Around 6:15AM: I’m well into the swim, and with every breath I see large silhouettes transforming into mountains and greenery. It’s absolutely breath-taking. I take a peak forward to make sure I’m swimming in a straight line, and keep pushing. “What a beautiful day.”
Around 7:00AM: On my way back to the beach, I swim over stunning coral reefs with colourful fish, seemingly within the reach of my arm. “Sub7an Allah”. I’m pondering on how amazing the world we live in is, as I accidentally kick a fellow competitor’s head. (Whoops, sorry!)
30 minutes into the bicycle stint: I’m at the southern tip of the island, and start heading north along the eastern coast. The experience still feels surreal. The streets are very quiet and the scenery is overwhelming, and I’m soaking it all in.
About 2 hours into the bicycle stint: Battling against the cool southern coastal winds for a while now, I’m starting to feel a slight headache. Overcast is covering the sun completely, and I’m beginning to feel desperate for some sunlight to warm me up.
A few kilometres later: The road takes a turn westward, and luckily I’m not working against the wind anymore. Headache is feeling a bit worse and the road is starting to ascend. A few athletes are calling it quits already, and I think – just for a moment – of how much longer I have to go. (That wasn’t a good idea & I resorted to focusing on some mental exercises to recover.)
About an hour later: The road is still inclining, rather steeply now, as I get closer closer to the summit. The sun is shining brightly now, and its really, really hot! (In hindsight, I take that back, overcast was definitely better.)
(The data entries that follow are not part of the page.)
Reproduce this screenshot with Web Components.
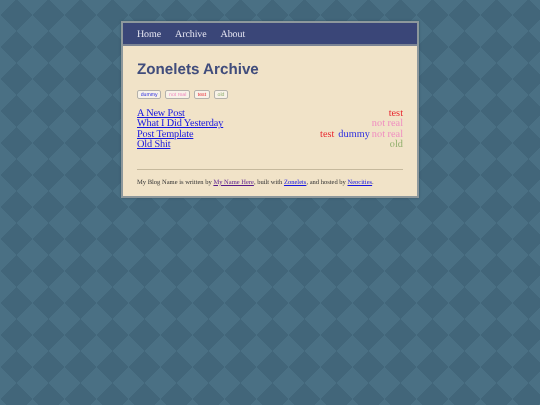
<!DOCTYPE html>
<html lang="en">
<head>
<meta charset="utf-8">
<title>Zonelets Archive</title>
<style>
    html, body {
        margin: 0;
        height: 100%;
    }

    body {
        overflow: hidden;
        background-color: #42667a;
        background-image:
            linear-gradient(135deg, #4a7084 25%, transparent 25%),
            linear-gradient(225deg, #4a7084 25%, transparent 25%),
            linear-gradient(45deg, #4a7084 25%, transparent 25%),
            linear-gradient(315deg, #4a7084 25%, transparent 25%);
        background-size: 32px 32px;
        background-position: 0 -1px;
        font-family: "Liberation Serif", serif;
        text-rendering: geometricPrecision;
    }
</style>
</head>
<body>

<template id="zl-page-template">
    <style>
        :host {
            display: block;
            box-sizing: border-box;
            width: 298px;
            margin: 21px 0 0 121px;
            border: solid 2px #8d989c;
            box-shadow: 0 0 2px #33505f;
            background-color: #f1e3c8;
            filter: blur(0.3px);
        }

        main {
            padding: 15px 14px 9px 14px;
        }

        footer {
            margin-top: 18px;
            padding-top: 8px;
            border-top: solid 1px #c6b99d;
            font-size: 6.53px;
            line-height: 9px;
            color: #333;
        }
    </style>
    <slot name="nav"></slot>
    <main>
        <slot></slot>
        <footer><slot name="footer"></slot></footer>
    </main>
</template>

<template id="zl-nav-template">
    <style>
        :host {
            display: flex;
            gap: 14px;
            height: 20px;
            padding: 1px 14px 0 14px;
            align-items: center;
            background-color: #3a4678;
            border-bottom: solid 2px #7b8494;
        }

        ::slotted(a) {
            color: #e6e6f2;
            text-decoration: none;
            font-size: 10px;
            letter-spacing: -0.1px;
        }
    </style>
    <slot></slot>
</template>

<template id="zl-title-template">
    <style>
        :host {
            display: block;
            margin: 0 0 12px 0;
            color: #414d7c;
            font-family: "Liberation Sans", sans-serif;
            font-size: 15.2px;
            font-weight: 700;
            line-height: 17px;
        }
    </style>
    <slot></slot>
</template>

<template id="zl-tag-bar-template">
    <style>
        :host {
            display: flex;
            gap: 4px;
            margin-bottom: 10px;
        }
    </style>
    <slot></slot>
</template>

<template id="zl-chip-template">
    <style>
        :host {
            display: block;
            box-sizing: border-box;
            height: 9px;
            padding: 0 2.7px;
            border: solid 1px #b4b1ab;
            border-radius: 2px;
            background-color: #f8f2e8;
            font-family: "Liberation Sans", sans-serif;
            font-size: 5.2px;
            line-height: 8px;
        }
    </style>
    <slot></slot>
</template>

<template id="zl-post-row-template">
    <style>
        :host {
            display: flex;
            justify-content: space-between;
            font-size: 10.3px;
            line-height: 10.4px;
        }

        .tags {
            display: flex;
            gap: 2px;
        }

        a {
            color: #1414e0;
            letter-spacing: -0.15px;
        }
    </style>
    <a href="#"><slot></slot></a>
    <div class="tags"><slot name="tags"></slot></div>
</template>

<script type="module">
    const define_simple = (name, template_id) => {
        customElements.define(
            name,
            class extends HTMLElement {
                constructor() {
                    super();
                    const template_clone = document.getElementById(template_id).content.cloneNode(true);
                    this.attachShadow({ mode: "open" }).append(template_clone);
                }
            },
        );
    };

    define_simple("zl-page", "zl-page-template");
    define_simple("zl-nav", "zl-nav-template");
    define_simple("zl-title", "zl-title-template");
    define_simple("zl-tag-bar", "zl-tag-bar-template");
    define_simple("zl-chip", "zl-chip-template");
    define_simple("zl-post-row", "zl-post-row-template");
</script>

<zl-page>
    <zl-nav slot="nav">
        <a href="#">Home</a>
        <a href="#">Archive</a>
        <a href="#">About</a>
    </zl-nav>

    <zl-title>Zonelets Archive</zl-title>

    <zl-tag-bar>
        <zl-chip style="color: #2a2ae0">dummy</zl-chip>
        <zl-chip style="color: #f08cc0">not real</zl-chip>
        <zl-chip style="color: #e8262e">test</zl-chip>
        <zl-chip style="color: #8fae6a">old</zl-chip>
    </zl-tag-bar>

    <zl-post-row>A New Post<span slot="tags" style="color: #e8262e">test</span></zl-post-row>
    <zl-post-row>What I Did Yesterday<span slot="tags" style="color: #f08cc0">not real</span></zl-post-row>
    <zl-post-row>Post Template
        <span slot="tags" style="color: #e8262e; margin-right: 2px">test</span>
        <span slot="tags" style="color: #2a2ae0">dummy</span>
        <span slot="tags" style="color: #f08cc0">not real</span>
    </zl-post-row>
    <zl-post-row>Old Shit<span slot="tags" style="color: #8fae6a">old</span></zl-post-row>

    <span slot="footer">My Blog Name is written by <a href="#" style="color: #551a8b">My Name Here</a>, built with <a href="#" style="color: #1414e0">Zonelets</a>, and hosted by <a href="#" style="color: #1414e0">Neocities</a>.</span>
</zl-page>

</body>
</html>
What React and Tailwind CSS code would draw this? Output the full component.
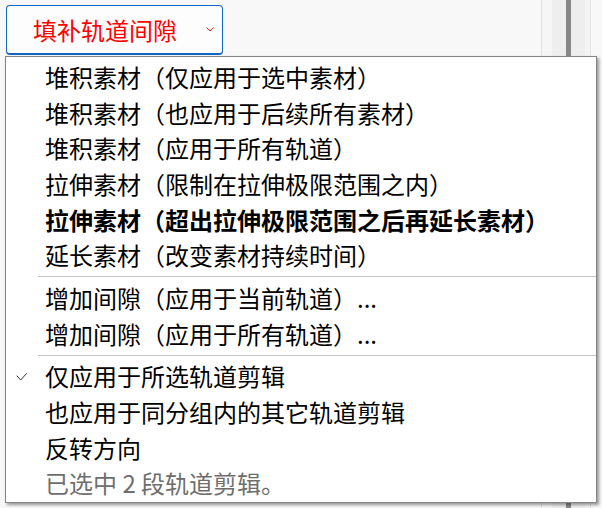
import React from "react";

const items1 = [
  { t: "堆积素材（仅应用于选中素材）" },
  { t: "堆积素材（也应用于后续所有素材）" },
  { t: "堆积素材（应用于所有轨道）" },
  { t: "拉伸素材（限制在拉伸极限范围之内）" },
  { t: "拉伸素材（超出拉伸极限范围之后再延长素材）", bold: true },
  { t: "延长素材（改变素材持续时间）" },
];
const items2 = [
  { t: "增加间隙（应用于当前轨道）..." },
  { t: "增加间隙（应用于所有轨道）..." },
];
const items3 = [
  { t: "仅应用于所选轨道剪辑", check: true },
  { t: "也应用于同分组内的其它轨道剪辑" },
  { t: "反转方向" },
  { t: "已选中 2 段轨道剪辑。", disabled: true },
];

function Row({ t, bold, check, disabled }) {
  return (
    <div className="h-[35.7px] flex items-center">
      <div className="w-[39px] h-full flex items-center">
        {check && (
          <svg width="12" height="10" viewBox="0 0 12 10" className="ml-[10px] mt-[1px]">
            <polyline points="0.7,3.7 4.7,8 10.7,1.3" fill="none" stroke="#333" strokeWidth="1" />
          </svg>
        )}
      </div>
      <span
        className={
          "leading-none whitespace-nowrap " +
          (bold ? "font-bold " : "") +
          (disabled ? "text-[#6e6e6e]" : "text-black")
        }
      >
        {t}
      </span>
    </div>
  );
}

function Sep() {
  return (
    <div className="h-[7px] flex items-center pl-[32px]">
      <div className="h-px w-full bg-[#c4c4c4]" />
    </div>
  );
}

export default function App() {
  return (
    <div className="w-[602px] h-[508px] bg-[#f8f8f8] relative overflow-hidden flex font-['Noto_Sans_CJK_SC','Noto_Sans',sans-serif]">
      <div className="w-[541px] pl-[6px] pt-[5px]">
        <div className="w-[217px] h-[50px] bg-[#fdfdfd] border border-b-2 border-[#1466c4] rounded-[4px] flex items-center justify-between pl-[26px] pr-[8px]">
          <span className="text-[24px] leading-none text-[#ff0000]">填补轨道间隙</span>
          <svg width="8" height="5" viewBox="0 0 8 5">
            <polyline points="0.5,0.5 4,4 7.5,0.5" fill="none" stroke="#ff2020" strokeWidth="1" />
          </svg>
        </div>
      </div>
      <div className="w-px bg-[#e2e2e2]" />
      <div className="w-[10px] bg-[#f6f6f6]" />
      <div className="w-[14px] bg-[#eeeeee]" />
      <div className="w-[5px] bg-[#878787]" />
      <div className="w-[14px] bg-[#eeeeee]" />
      <div className="w-[5px] bg-[#f4f4f4]" />
      <div className="w-px bg-[#e4e4e4]" />
      <div className="flex-1" />

      <div className="absolute left-[5px] top-[56px] w-[592px] h-[447px] bg-white border border-[#868686] shadow-[2px_2px_3px_rgba(0,0,0,0.4)] pt-[2px] text-[24px]">
        {items1.map((it, i) => (
          <Row key={"a" + i} {...it} />
        ))}
        <Sep />
        {items2.map((it, i) => (
          <Row key={"b" + i} {...it} />
        ))}
        <Sep />
        {items3.map((it, i) => (
          <Row key={"c" + i} {...it} />
        ))}
      </div>
    </div>
  );
}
Shortly afterwards: Speeding effortlessly through the winding down-hill roads, I feel like I’m re-born. My mental and physical condition feels so much better. The hard-part of the bike course is now behind me. (Or at least, that’s what I thought!)
130km into the bike ride: I look at my GPS watch to check how much distance I’ve covered so far, and I’m laughing. “I’ve never biked for more than 120km before”, I thought. Positive vibes are keeping me going.
140km: The bike’s saddle has become my worst enemy. My butt is completely numb and in pain. Every 5 minutes or so I have to lift my butt off the seat while peddling to get the blood flowing. “I can’t wait to get this over with.”
150km: **** @!#$ (*@&#^@*@(#&^^!!!
160km: *Restricted: Parental Guidance Suggested* (For access to full uncensored version you can subscribe to the blog and send me an email.)
170km: I know I’m almost there, almost going to get off this saddle, and that thought is keeping me going.
Transition 2: As my bare-feet slip out of the bike shoes and make contact with the ground, my toes send electric jolts up my legs. That feeling is absolutely nothing when compared to the joy that came upon dismounting the bike.
As I’m starting to run, my legs have that so-called spaghetti feeling. (Who cares! Anything.. Anything but that saddle!) Within a kilometre later my legs started coming back to life.
10km into the run: I’m feeling amazing. My pace is strong and consistent, and I feel happy to finally be in my domain. I absolutely love running. “I’m almost 100% sure that I’m going to make it.”
Around 20km into the run: It’s getting darker, and cooler, however, it feels like my legs are starting to eat themselves inside out. Its a strange feeling I’ve never felt before. “Is this what reaching the limit feels like?” Suddenly, I wasn’t so sure about making it… Once again, I began thinking of my dear family and friends. “I’m so lucky to be able to do something like this. il7mdillah!”
26km: I’m at an aid station, where I stop briefly to eat half a banana and some granola bars, and within seconds gulping down the banana, the table along with the volunteers in front of me slowly began swaying to the left, then swaying back to right. A volunteer grabbed my shoulders, exclaiming, “Are you okay?!”.
I nod almost instinctively, and think to myself, “no matter what, I have to keep moving”. I know that if I stop once more I might not be able to keep going. I took the two granola bars to go.
As I continue running, I can’t help but notice how, once again, the streets are very quiet. All I can hear is the rhythmic beats of shoes (not so gracefully) making contact with the ground. Crickets are chirping loudly. It feels like there are hundreds and hundreds of crickets. I shift my gaze towards the starry sky, and, magically, a shooting star drifts across. I live for moments like these.
The last 10km were tough, really tough. The most physically gruelling challenge of my life. I’ll leave my thoughts here to your imagination.